If you are lucky enough to get probation in Florida instead of a serious sentence, you are essentially being granted a chance to stay out of jail or prison. This probationary sentence is assuming that you adhere to the conditions of your probation. By accepting the terms of probation, you’re entering into a contract with the court stating that you can manage yourself without having to “do time” in jail or prison. However, the consequences of violating your probation can be very serious. This is especially true in Florida.

Violations of probation can occur if your parole officer (or the court) believes you have willfully and substantially violated the terms of your probation in any material way (Florida Statutes § 948.06). If there is even a suspicion you violated your probation, a law enforcement officer may arrest you, or the court can issue a warrant for your arrest.

If you are accused of violating probation (also known as VOP), you are in a strange situation because you have already been sentenced to the original crime. You are entitled to less legal protection than if you were being charged with a new crime. Under Florida statute §948.06, you have no right to a jury trial in the VOP hearing, which puts you essentially at the mercy of the Judge. There is also no right to bond while awaiting the hearing for a VOP.

This means that a person accused of murder may be able to bond out of jail, while you who were on probation and violated the terms, will have to sit in jail until the VOP hearing. This is true even if your crime was much less severe. There is also no statute of limitations on a VOP, so you as the probationer cannot just stall or wait for things to “blow over.”

Another major legal difference is that hearsay is admissible against you in a VOP hearing. This translates to whatever a probation or police officer says you did being used without any further proof. The violation of probation does not have to be proven beyond a reasonable doubt. Anything you say to your parole officer can be used against you in court. This is vital to know, and consulting with your Tampa criminal attorney before you speak with your parole officer may help you stay out of jail.

This overall diminished power of your “rights” under probation make it necessary for you to speak with an attorney who will fight back! A Tampa criminal defense lawyer fighting for the accused.

What Actions May Result in a Violation of Probation in Florida?

The terms that must be met for you to receive probation are different for each case. In Florida, some of the most common reasons for VOP are:

  • Failure to submit to a drug or alcohol screening
  • Failure to have a negative result to a drug or alcohol screening
  • Failure to pay restitution as prescribed by the court
  • Failure to report a change of address
  • Failure to meet with your probation officer without a solid excuse or prior notification
  • Being arrested for another crime

Although these reasons matter, and some are notably less severe than others, any deviation from the rules set by the court can result in consequences. When you are put on probation, you need to be sure to discuss the terms with a criminal defense attorney thoroughly. Make sure you understand them fully and ask any questions about them, no matter how minor they may seem.

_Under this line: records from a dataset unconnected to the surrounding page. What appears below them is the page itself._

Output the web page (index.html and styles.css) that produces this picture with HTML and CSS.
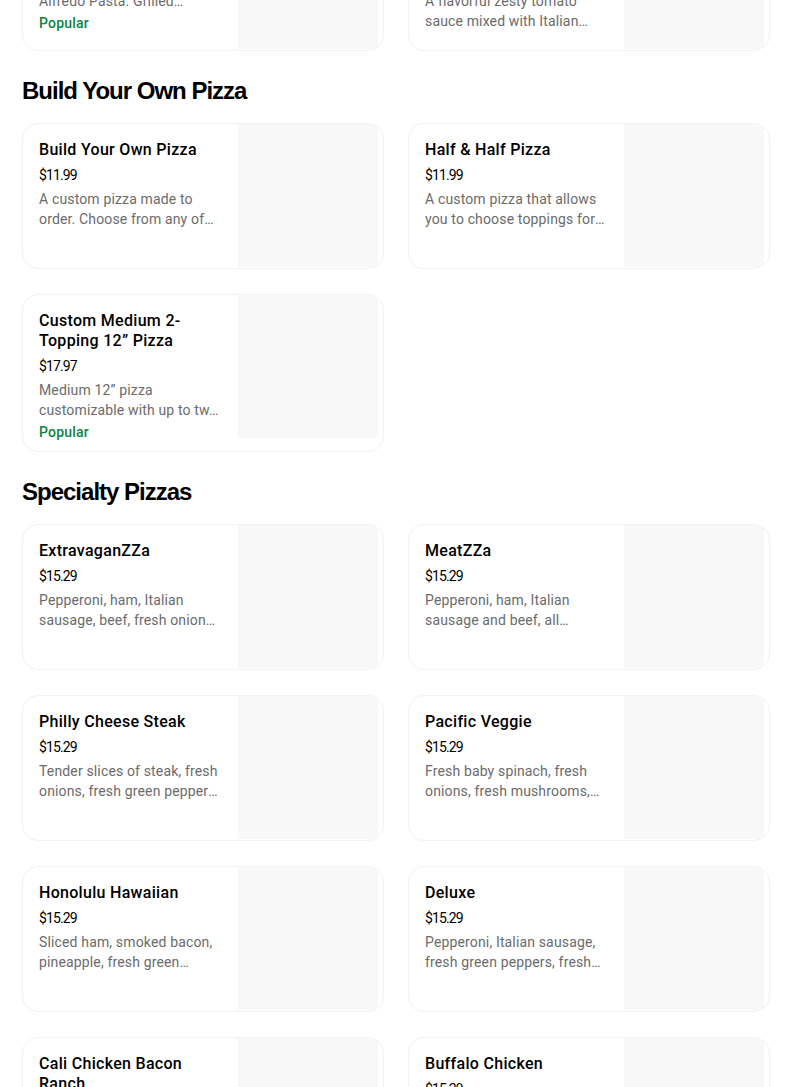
FILE: index.html
```html
<!DOCTYPE html>
<html lang="en">
<head>
<meta charset="utf-8">
<title>Menu</title>
<link rel="stylesheet" href="styles.css">
</head>
<body>
<main class="menu">
  <section class="section section-first">
    <div class="grid">
      <div class="card">
        <div class="info">
          <div class="title">Chicken Alfredo Pasta</div>
          <div class="price">$8.99</div>
          <div class="desc">Try our delicious Chicken Alfredo Pasta. Grilled…</div>
          <div class="tag">Popular</div>
        </div>
        <div class="thumb"></div>
      </div>
      <div class="card">
        <div class="info">
          <div class="title">Italian Sausage Marinara Pasta</div>
          <div class="price">$8.99</div>
          <div class="desc">A flavorful zesty tomato sauce mixed with Italian sausage</div>
        </div>
        <div class="thumb"></div>
      </div>
    </div>
  </section>

  <section class="section">
    <h2 class="heading">Build Your Own Pizza</h2>
    <div class="grid">
      <div class="card">
        <div class="info">
          <div class="title">Build Your Own Pizza</div>
          <div class="price">$11.99</div>
          <div class="desc">A custom pizza made to order. Choose from any of our crusts</div>
        </div>
        <div class="thumb"></div>
      </div>
      <div class="card">
        <div class="info">
          <div class="title">Half &amp; Half Pizza</div>
          <div class="price">$11.99</div>
          <div class="desc">A custom pizza that allows you to choose toppings for each half</div>
        </div>
        <div class="thumb"></div>
      </div>
      <div class="card">
        <div class="info">
          <div class="title">Custom Medium 2-Topping 12” Pizza</div>
          <div class="price">$17.97</div>
          <div class="desc">Medium 12” pizza customizable with up to tw…</div>
          <div class="tag">Popular</div>
        </div>
        <div class="thumb"></div>
      </div>
    </div>
  </section>

  <section class="section">
    <h2 class="heading">Specialty Pizzas</h2>
    <div class="grid">
      <div class="card">
        <div class="info">
          <div class="title">ExtravaganZZa</div>
          <div class="price">$15.29</div>
          <div class="desc">Pepperoni, ham, Italian sausage, beef, fresh onions, fresh green peppers</div>
        </div>
        <div class="thumb"></div>
      </div>
      <div class="card">
        <div class="info">
          <div class="title">MeatZZa</div>
          <div class="price">$15.29</div>
          <div class="desc">Pepperoni, ham, Italian sausage and beef, all sandwiched</div>
        </div>
        <div class="thumb"></div>
      </div>
      <div class="card">
        <div class="info">
          <div class="title">Philly Cheese Steak</div>
          <div class="price">$15.29</div>
          <div class="desc">Tender slices of steak, fresh onions, fresh green peppers, fresh mushrooms</div>
        </div>
        <div class="thumb"></div>
      </div>
      <div class="card">
        <div class="info">
          <div class="title">Pacific Veggie</div>
          <div class="price">$15.29</div>
          <div class="desc">Fresh baby spinach, fresh onions, fresh mushrooms, tomatoes</div>
        </div>
        <div class="thumb"></div>
      </div>
      <div class="card">
        <div class="info">
          <div class="title">Honolulu Hawaiian</div>
          <div class="price">$15.29</div>
          <div class="desc">Sliced ham, smoked bacon, pineapple, fresh green peppers</div>
        </div>
        <div class="thumb"></div>
      </div>
      <div class="card">
        <div class="info">
          <div class="title">Deluxe</div>
          <div class="price">$15.29</div>
          <div class="desc">Pepperoni, Italian sausage, fresh green peppers, fresh mushrooms</div>
        </div>
        <div class="thumb"></div>
      </div>
      <div class="card">
        <div class="info">
          <div class="title">Cali Chicken Bacon Ranch</div>
          <div class="price">$15.29</div>
          <div class="desc">Grilled chicken breast, creamy ranch, smoked bacon, tomatoes</div>
        </div>
        <div class="thumb"></div>
      </div>
      <div class="card">
        <div class="info">
          <div class="title">Buffalo Chicken</div>
          <div class="price">$15.29</div>
          <div class="desc">Grilled chicken breast, hot buffalo sauce, fresh onions</div>
        </div>
        <div class="thumb"></div>
      </div>
    </div>
  </section>
</main>
</body>
</html>
```

FILE: styles.css
```css
* { box-sizing: border-box; }

html, body {
  margin: 0;
  padding: 0;
  background: #ffffff;
  overflow: hidden;
}

body {
  font-family: Roboto, "Liberation Sans", Arial, sans-serif;
  color: #000000;
}

.menu {
  width: 804px;
  padding: 0 34px 0 22px;
  margin-top: -95px;
}

.section {
  display: flex;
  flex-direction: column;
}

.heading {
  margin: 24px 0 16px;
  font-family: "Liberation Sans", Arial, sans-serif;
  font-weight: 700;
  font-size: 24px;
  line-height: 32px;
  letter-spacing: -1px;
  color: #000;
}

.grid {
  display: grid;
  grid-template-columns: 1fr 1fr;
  column-gap: 24px;
  row-gap: 25px;
}

.card {
  display: flex;
  min-height: 146px;
  border: 1px solid #f2f2f2;
  border-radius: 16px;
  overflow: hidden;
  background: #fff;
}

.info {
  flex: 1;
  min-width: 0;
  padding: 16px 16px 9px 16px;
  display: flex;
  flex-direction: column;
}

.thumb {
  flex: 0 0 140px;
  width: 140px;
  height: 143px;
  margin-right: 5px;
  background: #f8f8f8;
}

.title {
  font-size: 16px;
  font-weight: 500;
  line-height: 20px;
  letter-spacing: 0.3px;
  color: #000;
}

.price {
  margin-top: 5px;
  font-size: 14px;
  line-height: 20px;
  color: #000;
  letter-spacing: -0.9px;
}

.desc {
  margin-top: 4px;
  font-size: 14px;
  line-height: 20px;
  letter-spacing: 0.15px;
  color: #6b6b6b;
  display: -webkit-box;
  -webkit-box-orient: vertical;
  -webkit-line-clamp: 2;
  overflow: hidden;
}

.tag {
  margin-top: 2px;
  font-size: 14px;
  font-weight: 500;
  line-height: 20px;
  letter-spacing: 0.2px;
  color: #0e8345;
}
```
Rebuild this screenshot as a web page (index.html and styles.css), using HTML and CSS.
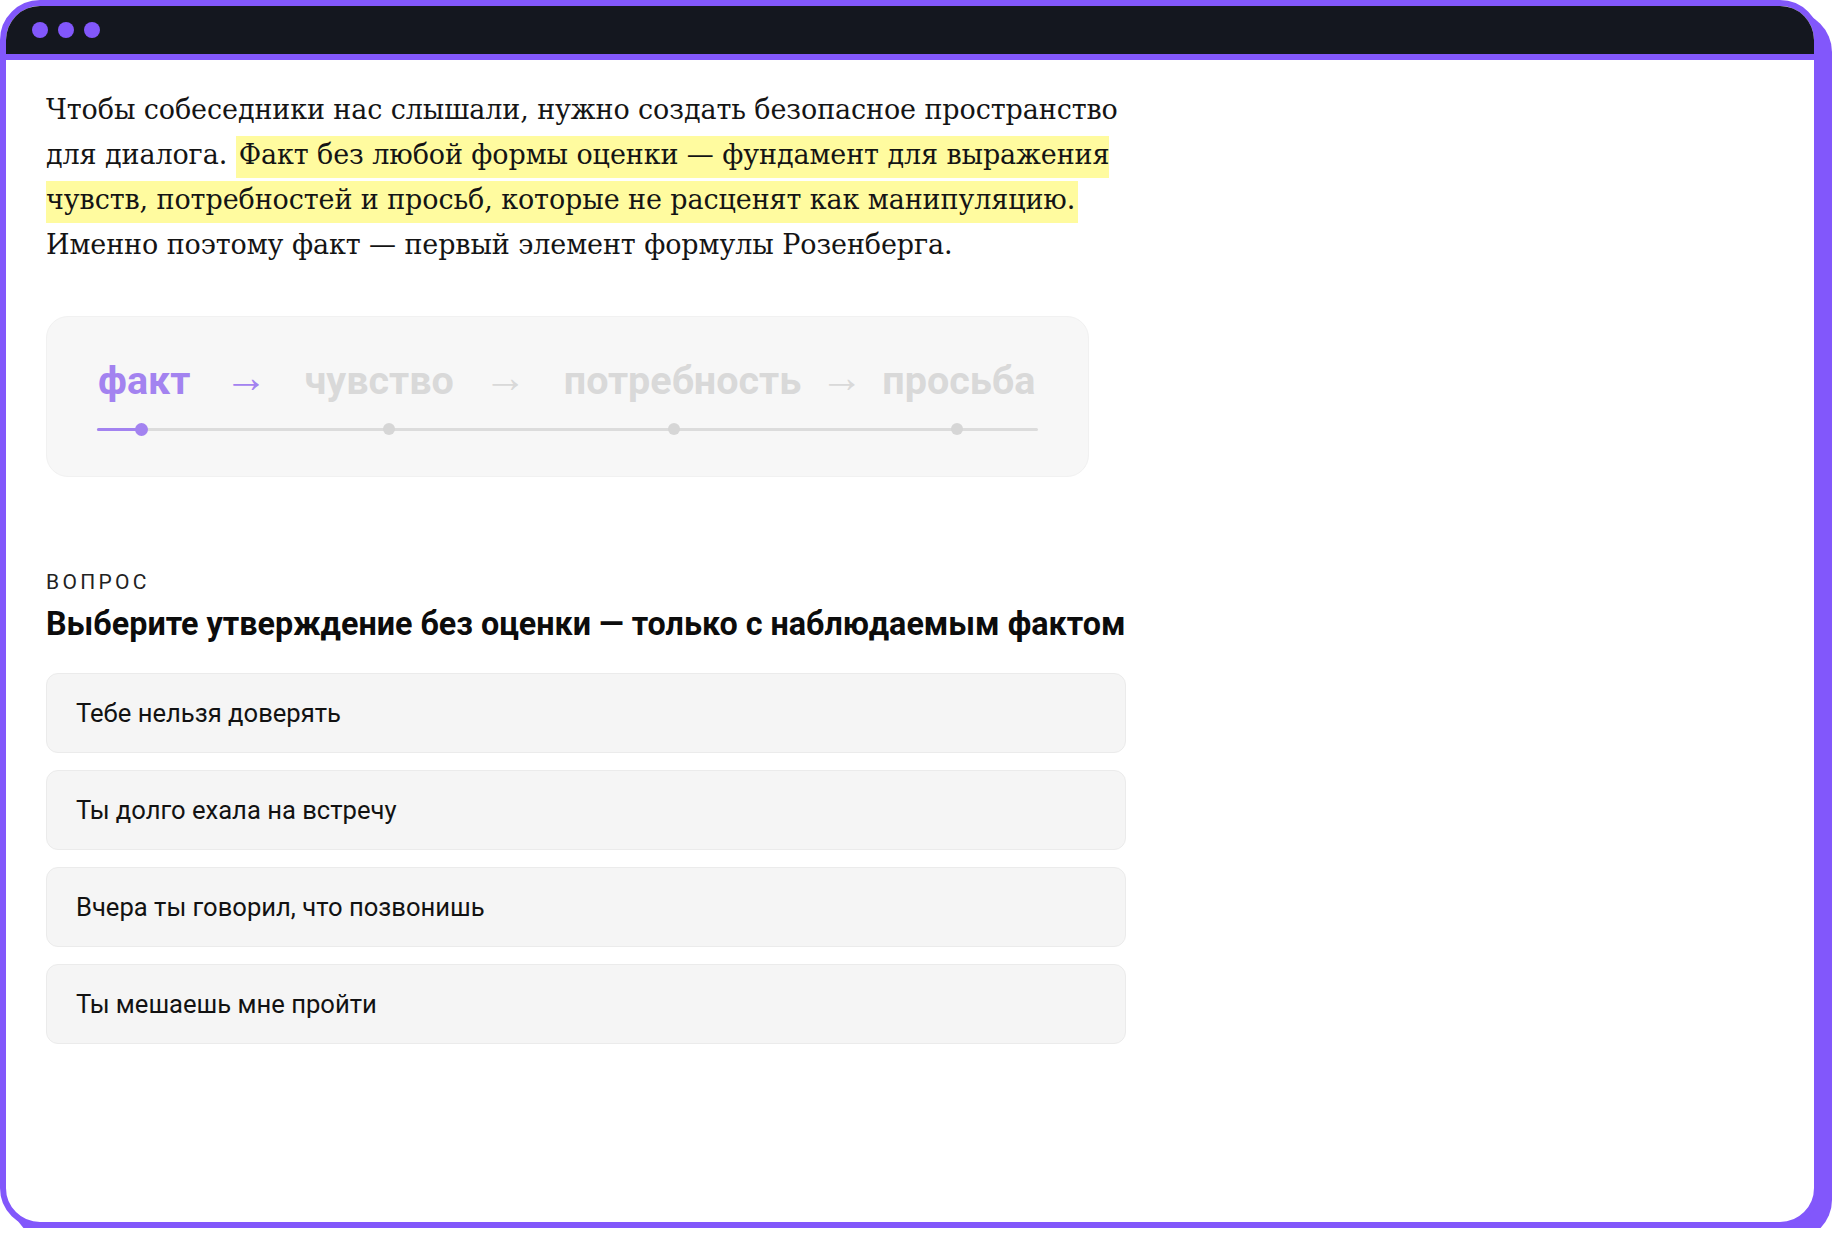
FILE: index.html
```html
<!DOCTYPE html>
<html lang="ru">
<head>
<meta charset="utf-8">
<title>Факт — первый элемент</title>
<link rel="stylesheet" href="styles.css">
</head>
<body>
<div class="window">
  <div class="titlebar">
    <span class="dot"></span><span class="dot"></span><span class="dot"></span>
  </div>
  <main class="content">
    <p class="lead">Чтобы собеседники нас слышали, нужно создать безопасное пространство для диалога. <mark class="hl">Факт без любой формы оценки — фундамент для выражения чувств, потребностей и просьб, которые не расценят как манипуляцию.</mark> Именно поэтому факт — первый элемент формулы Розенберга.</p>

    <div class="flow">
      <div class="steps">
        <span class="step is-active">факт</span>
        <span class="arrow is-active">→</span>
        <span class="step">чувство</span>
        <span class="arrow arrow-mid">→</span>
        <span class="step">потребность</span>
        <span class="arrow arrow-tight">→</span>
        <span class="step">просьба</span>
      </div>
      <div class="track">
        <div class="track-fill" style="width:4.7%"></div>
        <span class="node is-active" style="left:4.7%"></span>
        <span class="node" style="left:31%"></span>
        <span class="node" style="left:61.3%"></span>
        <span class="node" style="left:91.4%"></span>
      </div>
    </div>

    <section class="question">
      <div class="eyebrow">ВОПРОС</div>
      <h2 class="question-title">Выберите утверждение без оценки — только с наблюдаемым фактом</h2>
      <div class="options">
        <button class="option" type="button">Тебе нельзя доверять</button>
        <button class="option" type="button">Ты долго ехала на встречу</button>
        <button class="option" type="button">Вчера ты говорил, что позвонишь</button>
        <button class="option" type="button">Ты мешаешь мне пройти</button>
      </div>
    </section>
  </main>
</div>
</body>
</html>
```

FILE: styles.css
```css
* { box-sizing: border-box; }

html, body {
  margin: 0;
  padding: 0;
  background: #ffffff;
}

.window {
  width: 1820px;
  height: 1228px;
  border: 6px solid #8257fb;
  border-radius: 40px;
  box-shadow: 12px 12px 0 0 #8257fb;
  background: #ffffff;
  overflow: hidden;
  display: flex;
  flex-direction: column;
}

.titlebar {
  flex: 0 0 auto;
  height: 54px;
  background: #14171f;
  border-bottom: 6px solid #8257fb;
  display: flex;
  align-items: center;
  gap: 10px;
  padding-left: 26px;
}

.dot {
  width: 16px;
  height: 16px;
  border-radius: 50%;
  background: #8257fb;
}

.content {
  width: 1160px;
  padding: 27px 40px 0 40px;
}

.lead {
  margin: 0;
  font-family: "DejaVu Serif", "Liberation Serif", serif;
  font-size: 27px;
  line-height: 45px;
  letter-spacing: -0.1px;
  color: #141414;
}

.hl {
  background: #fffb9f;
  color: inherit;
  padding: 3px 3px 8px 3px;
}

.flow {
  margin-top: 49px;
  width: 1043px;
  background: #f7f7f7;
  border: 1px solid #f1f1f1;
  border-radius: 22px;
  padding: 42px 50px 41px 50px;
}

.steps {
  display: flex;
  align-items: center;
  height: 44px;
  padding-left: 1px;
  font-family: Roboto, "Liberation Sans", sans-serif;
  font-weight: 700;
  font-size: 39.5px;
  line-height: 44px;
  color: #d9d9d9;
}

.step.is-active { color: #a383f0; }

.arrow {
  font-size: 43px;
  margin: 0 37px 0 34px;
  transform: translateY(-4px);
}
.arrow.is-active { color: #a383f0; }
.arrow-mid { margin: 0 37px 0 30px; }
.arrow-tight { margin: 0 19px 0 19px; }

.track {
  position: relative;
  margin-top: 20px;
  height: 12px;
}
.track::before {
  content: "";
  position: absolute;
  left: 0;
  right: 0;
  top: 5px;
  height: 3px;
  background: #dcdcdc;
  border-radius: 2px;
}
.track-fill {
  position: absolute;
  left: 0;
  top: 5px;
  height: 3px;
  background: #a383f0;
  border-radius: 2px;
}
.node {
  position: absolute;
  top: 0;
  width: 12px;
  height: 12px;
  margin-left: -6px;
  border-radius: 50%;
  background: #d6d6d6;
}
.node.is-active { background: #a383f0; width: 13px; height: 13px; margin-left: -6.5px; top: -0.5px; }

.question {
  margin-top: 93px;
  width: 1080px;
  font-family: Roboto, "Liberation Sans", sans-serif;
}

.eyebrow {
  font-size: 21px;
  line-height: 24px;
  letter-spacing: 3.3px;
  color: #222222;
}

.question-title {
  margin: 10px 0 0 0;
  font-size: 32.3px;
  line-height: 40px;
  font-weight: 700;
  color: #0c0c0c;
}

.options {
  margin-top: 29px;
  display: flex;
  flex-direction: column;
  gap: 17px;
}

.option {
  display: flex;
  align-items: center;
  height: 80px;
  width: 100%;
  padding: 0 0 0 29px;
  background: #f5f5f5;
  border: 1px solid #ebebeb;
  border-radius: 12px;
  font-family: Roboto, "Liberation Sans", sans-serif;
  font-size: 25.6px;
  color: #121212;
  text-align: left;
  cursor: pointer;
}
```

Florida law dictates that a judge may make one of three decisions if you are brought before the court for a VOP. The judge can:

  • Reinstate your probation
  • Modify your probation
  • Revoke your probation, causing you can end up back in jail

The best-case scenario, of course, is to have your probation reinstated. The first thing to do, if you have actually violated your probation or even think it’s possible you may have, is to consult with your Tampa criminal defense lawyer. Provide them with all the details and circumstances of why the situation occurred. Getting ahead of your problem gives you and your lawyer the best chance of minimizing the consequences, and keeping you out of jail.

What Can the Right Criminal Defense Attorney Do for You?

In a standard criminal case, you need to be found guilty beyond a reasonable doubt. Recall, though, that in a VOP case, the same rights and standards followed previously do not have to be met. The prosecuting attorney simply has to have the evidence (which can even include hearsay) proving that you likely violated your probation.

Because the burden of proof is so low, this results in many convictions in VOP cases. The judge has a great deal of leeway in dealing with a VOP case, and your lawyer’s job will be to show that you deserve leniency in the verdict. If you are found guilty of the VOP, it is very hard to determine just how severe the penalty will be.

Some cases only result in a warning, possibly in an extension of community service, or a modification of your probation so the violation can be avoided in the future.

Because of the latitude the courts have in determining your punishment for the VOP, your attorney will form the best defense possible. The right attorney should offer straightforward legal advice after you both discuss the details of your VOP. Only then will you be able to offer the judge substantive reasons as to why your probation should not be revoked.